Waste is a huge contributor to the climate crisis. In fact, landfills are the third largest source of climate-damaging methane emissions in the United States. And the U.S. has more than 2,600 landfills releasing methane into the air. This is due in large part to the mountain of unwanted and wasted food that gets thrown out every day. Food waste makes up 24% of everything the U.S. buries. And when burying all that food, the lack of oxygen causes it to emit methane as it decomposes.
Zero Waste advocates have been urging policymakers to keep food waste out of the trash for decades. Now, several states, cities, and towns across the country are making moves to do just that. Nine states – California, Connecticut, Massachusetts, Maryland, New Jersey, New York, Oregon, Rhode Island, and Vermont – have passed laws to keep food out of landfills. But some of these state laws, like New York’s, only apply to large businesses and institutions. That’s why New York City took things a step further – enacting a local ordinance that requires mandatory curbside food scrap collection for all residents.
When banning food waste from landfills, there are essentially four methods – or some combination – that cities and states invest in. These include 1) reducing food waste, 2) sending unwanted, edible food to people or animals in need, 3) turning food scraps into compost, or 4) containing food waste in conditions that produce methane to use as fuel. Places like New York City are leaning hard into method four. This is a mistake.
At the end of 2024, New York City will roll out a citywide curbside composting program for residential food waste. But none of that food waste may actually be composted. We’ve already seen what the city has in store with the launch of Queens’ food waste program in March 2023. Instead of being composted, residents’ food scraps get sent to the sewer. If the city’s “composting” initiative continues on this route as it expands to all five boroughs, more than 8 million pounds of valuable food scraps could go to waste each day.

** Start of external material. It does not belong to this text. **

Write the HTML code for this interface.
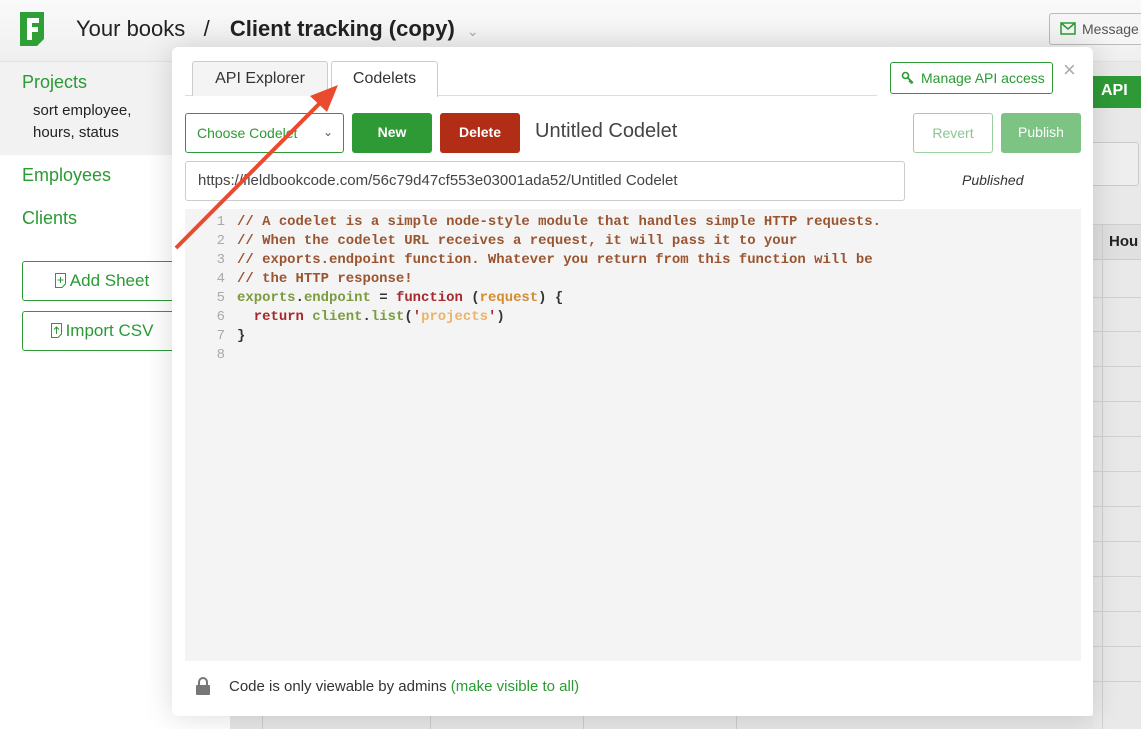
<!DOCTYPE html>
<html><head><meta charset="utf-8"><style>
*{box-sizing:border-box;margin:0;padding:0}
body{width:1141px;height:729px;overflow:hidden;position:relative;background:#fff;font-family:"Liberation Sans",sans-serif;color:#333}
.top{position:absolute;left:0;top:0;width:1141px;height:62px;background:linear-gradient(#fafafa,#efefef);border-bottom:1px solid #e2e2e2}
.crumb{position:absolute;left:76px;top:16px;font-size:22px;color:#222;white-space:nowrap}
.crumb b{font-weight:bold;margin-left:14px}
.msg{position:absolute;left:1049px;top:13px;width:100px;height:32px;border:1px solid #bbb;border-radius:3px;background:#f5f5f5;font-size:14px;padding:7px 0 0 32px;color:#555}
.side{position:absolute;left:0;top:62px;width:172px;height:667px;background:#fff}
.proj{position:absolute;left:0;top:62px;width:172px;height:93px;background:#f2f2f2}
.g{color:#2a9a33;font-size:18px;position:absolute;left:22px}
.sb{position:absolute;left:22px;width:160px;height:40px;border:1px solid #2e9a36;border-radius:3px;color:#2a9a33;font-size:17px;text-align:center;padding-top:9px}
.sb svg{vertical-align:-2px;margin-right:4px}
.right{position:absolute;left:1093px;top:62px;width:48px;height:667px;background:#e9e9e9}
.hl{position:absolute;left:1093px;width:48px;height:1px;background:#d2d2d2}
.modal{position:absolute;left:172px;top:47px;width:921px;height:669px;background:#fff;border-radius:6px;box-shadow:0 0 30px rgba(0,0,0,.15)}
.tab{position:absolute;top:14px;height:35px;border:1px solid #ccc;border-bottom:none;border-radius:3px 3px 0 0;font-size:16px;text-align:center;padding-top:8px;color:#333}
.btn{position:absolute;height:40px;border-radius:3px;font-size:15px;text-align:center;padding-top:11px}
.code{position:absolute;left:13px;top:162px;width:896px;height:452px;background:#f4f4f4;font-family:"Liberation Mono",monospace;font-size:13.95px;line-height:19px;padding-top:4px;white-space:pre;font-weight:bold}
.ln{display:inline-block;width:52px;text-align:right;padding-right:12px;color:#aaa;font-weight:normal}
.c{color:#9a5530}.e{color:#7b9c3e}.f{color:#a5282c}.r{color:#d48c32}.s{color:#eab46a}.k{color:#a5282c}
</style></head><body>
<div class="top"></div>
<svg style="position:absolute;left:20px;top:12px" width="25" height="35"><path d="M0 0 H24 V27 L17 34 H0 Z" fill="#2ea036"/><path d="M7 6 H19 V11 H12 V15 H18 V20 H12 V28 H7 Z" fill="#fff"/></svg>
<div class="crumb">Your books &nbsp;&nbsp;/ <b>Client tracking (copy)</b> <span style="font-size:14px;color:#aaa;margin-left:6px">⌄</span></div>
<div class="msg">Message</div>
<svg style="position:absolute;left:1060px;top:22px" width="16" height="13"><rect x="1" y="1" width="14" height="11" fill="none" stroke="#2a9a33" stroke-width="1.5"/><path d="M1 1 L8 7 L15 1" fill="none" stroke="#2a9a33" stroke-width="1.5"/></svg>
<div class="side"></div>
<div class="proj"></div>
<div class="g" style="top:72px">Projects</div>
<div style="position:absolute;left:33px;top:100px;font-size:15px;line-height:22px;color:#222">sort employee,<br>hours, status</div>
<div class="g" style="top:165px">Employees</div>
<div class="g" style="top:208px">Clients</div>
<div class="sb" style="top:261px"><svg width="11" height="15"><path d="M0.5 0.5 H10.5 V11 L7 14.5 H0.5 Z" fill="none" stroke="#2a9a33"/><path d="M5.5 4 V10 M2.5 7 H8.5" stroke="#2a9a33"/></svg>Add Sheet</div>
<div class="sb" style="top:311px"><svg width="11" height="15"><path d="M0.5 0.5 H10.5 V11 L7 14.5 H0.5 Z" fill="none" stroke="#2a9a33"/><path d="M5.5 4 V11 M3 6.5 L5.5 4 L8 6.5" fill="none" stroke="#2a9a33"/></svg>Import CSV</div>
<div class="right"></div>
<div style="position:absolute;left:1093px;top:76px;width:48px;height:32px;background:#2e9a36;color:#fff;font-weight:bold;font-size:16px;padding:6px 0 0 8px">API</div>
<div style="position:absolute;left:1093px;top:142px;width:46px;height:44px;border:1px solid #ccc;border-left:none;border-radius:0 3px 3px 0;background:#eee"></div>
<div style="position:absolute;left:1093px;top:224px;width:48px;height:36px;background:#e0e0e0;border-top:1px solid #d0d0d0;border-bottom:1px solid #ccc"></div>
<div style="position:absolute;left:1109px;top:233px;font-size:15px;font-weight:bold;color:#222">Hou</div>
<div style="position:absolute;left:1102px;top:224px;width:1px;height:505px;background:#d2d2d2"></div>
<div class="hl" style="top:297px"></div><div class="hl" style="top:331px"></div><div class="hl" style="top:366px"></div><div class="hl" style="top:401px"></div><div class="hl" style="top:436px"></div><div class="hl" style="top:471px"></div><div class="hl" style="top:506px"></div><div class="hl" style="top:541px"></div><div class="hl" style="top:576px"></div><div class="hl" style="top:611px"></div><div class="hl" style="top:646px"></div><div class="hl" style="top:681px"></div>
<div style="position:absolute;left:230px;top:716px;width:863px;height:13px;background:#e6e6e6"></div>
<div style="position:absolute;left:262px;top:716px;width:1px;height:13px;background:#ccc"></div>
<div style="position:absolute;left:430px;top:716px;width:1px;height:13px;background:#ccc"></div>
<div style="position:absolute;left:583px;top:716px;width:1px;height:13px;background:#ccc"></div>
<div style="position:absolute;left:736px;top:716px;width:1px;height:13px;background:#ccc"></div>

<div class="modal">
<div style="position:absolute;left:13px;top:48px;width:692px;height:1px;background:#ddd"></div>
<div class="tab" style="left:20px;width:136px;background:#f4f4f4">API Explorer</div>
<div class="tab" style="left:159px;width:107px;background:#fff;height:36px">Codelets</div>
<div style="position:absolute;left:718px;top:15px;width:163px;height:32px;border:1px solid #2e9a36;border-radius:3px;color:#2a9a33;font-size:14px;padding:7px 0 0 30px">Manage API access</div>
<svg style="position:absolute;left:729px;top:24px" width="14" height="14"><circle cx="4.5" cy="4.5" r="3" fill="none" stroke="#2a9a33" stroke-width="1.6"/><path d="M6.5 6.5 L12 12 M9.5 9.5 L8 11 M11 11 L9.5 12.5" stroke="#2a9a33" stroke-width="1.6"/></svg>
<div style="position:absolute;left:891px;top:12px;font-size:22px;color:#aaa;line-height:22px">×</div>
<div class="btn" style="left:13px;top:66px;width:159px;border:1px solid #2e9a36;color:#2a9a33;text-align:left;padding-left:11px;font-size:14px">Choose Codelet <span style="position:absolute;right:10px;color:#555;font-size:12px">⌄</span></div>
<div class="btn" style="left:180px;top:66px;width:80px;background:#2e9a36;color:#fff;font-weight:bold;font-size:14px">New</div>
<div class="btn" style="left:268px;top:66px;width:80px;background:#b22d15;color:#fff;font-weight:bold;font-size:14px">Delete</div>
<div style="position:absolute;left:363px;top:73px;font-size:20px;color:#444">Untitled Codelet</div>
<div class="btn" style="left:741px;top:66px;width:80px;border:1px solid #9ed0a2;color:#8cc592;font-size:14px">Revert</div>
<div class="btn" style="left:829px;top:66px;width:80px;background:#7cc384;color:#fff;font-size:14px">Publish</div>
<div style="position:absolute;left:13px;top:114px;width:720px;height:40px;border:1px solid #ccc;border-radius:3px;font-size:15px;color:#444;padding:10px 0 0 12px">https://fieldbookcode.com/56c79d47cf553e03001ada52/Untitled Codelet</div>
<div style="position:absolute;left:790px;top:125px;font-size:14px;font-style:italic;color:#333">Published</div>
<div class="code"><span class="ln">1</span><span class="c">// A codelet is a simple node-style module that handles simple HTTP requests.</span>
<span class="ln">2</span><span class="c">// When the codelet URL receives a request, it will pass it to your</span>
<span class="ln">3</span><span class="c">// exports.endpoint function. Whatever you return from this function will be</span>
<span class="ln">4</span><span class="c">// the HTTP response!</span>
<span class="ln">5</span><span class="e">exports</span>.<span class="e">endpoint</span> = <span class="f">function</span> (<span class="r">request</span>) {
<span class="ln">6</span>  <span class="k">return</span> <span class="e">client</span>.<span class="e">list</span>(<span class="k">'</span><span class="s">projects</span><span class="k">'</span>)
<span class="ln">7</span>}
<span class="ln">8</span></div>
<svg style="position:absolute;left:23px;top:630px" width="16" height="19"><path d="M4 8 V5 a4 4 0 0 1 8 0 V8" fill="none" stroke="#777" stroke-width="2"/><rect x="1" y="8" width="14" height="10" rx="1" fill="#777"/></svg>
<div style="position:absolute;left:57px;top:631px;font-size:15px;color:#333">Code is only viewable by admins <span style="color:#2a9a33">(make visible to all)</span></div>
</div>
<svg style="position:absolute;left:0;top:0" width="400" height="300"><line x1="176" y1="248" x2="322" y2="101" stroke="#ea4a2e" stroke-width="4"/><polygon points="338,85 310,96 327,112" fill="#ea4a2e"/></svg>
</body></html>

Every sewer in the U.S. has a wastewater treatment plant at the end of the pipes. New York City has 14 of them. Currently, Queens’ residential food waste is sent to the city’s largest wastewater treatment plant – Newtown Creek in Greenpoint, Brooklyn. There, the food is added to one of the plant’s eight anaerobic digesters where sewage sludge, a toxic byproduct of wastewater treatment, is processed. This process produces methane gas, which is why New York City, along with several other cities and towns across the country, send food scraps to wastewater treatment plants. Because the more food waste added to a plant’s anaerobic digesters, the more gas they produce and capture for use as fuel. This may sound like a good thing. But let me tell you why it’s not.
I have been teaching graduate students about sewers for over 20 years and one thing we never talk about is how “green” wastewater treatment plants are. Namely because these plants are anything but green. In the U.S., wastewater treatment plants use a huge amount of electricity. They are also major sources of climate-damaging emissions, like nitrous oxide, methane, and carbon dioxide. In fact, a 2023 study shows that the Environmental Protection Agency underestimates methane emissions from wastewater plants regardless of whether or not they have anaerobic digesters. Anaerobic digesters inevitably leak. When they do, it’s as bad for the climate as coal. And that’s because leaking digesters can triple the amount of methane a wastewater treatment plant releases into the air.
In addition to generating greenhouse gasses, wastewater treatment plants collect and disperse hundreds of toxic chemicals, including PFAS (“forever chemicals”). These chemicals make their way into sewage sludge – a byproduct of the treatment process. New York State’s Department of Environmental Conservation promotes this sludge as a fertilizer, even though it contains dangerous levels of PFAS. In fact, the concentration of PFAS in sludge is thousands of times higher than what is legally allowed in drinking water. That’s exactly why Maine banned the practice of spreading sewage sludge on land in 2023.
New York City is going in the other direction. It plans to put all of its sludge on farmland, parks, and gardens by 2030. Before the addition of food waste, the Newtown Creek wastewater plant processed 1.5 million gallons of sludge per day. Adding food waste to the process will make even more PFAS-contaminated sludge.
It doesn’t have to be this way. Places like Seattle, Washington and San Francisco, California have scaled up their compost programs to service the entire city – without including the sewer. Urban soils, neighborhoods, and the planet benefit from composting. New York City can – and must – prioritize the (real) composting of its food scraps and get its compost initiative back on track.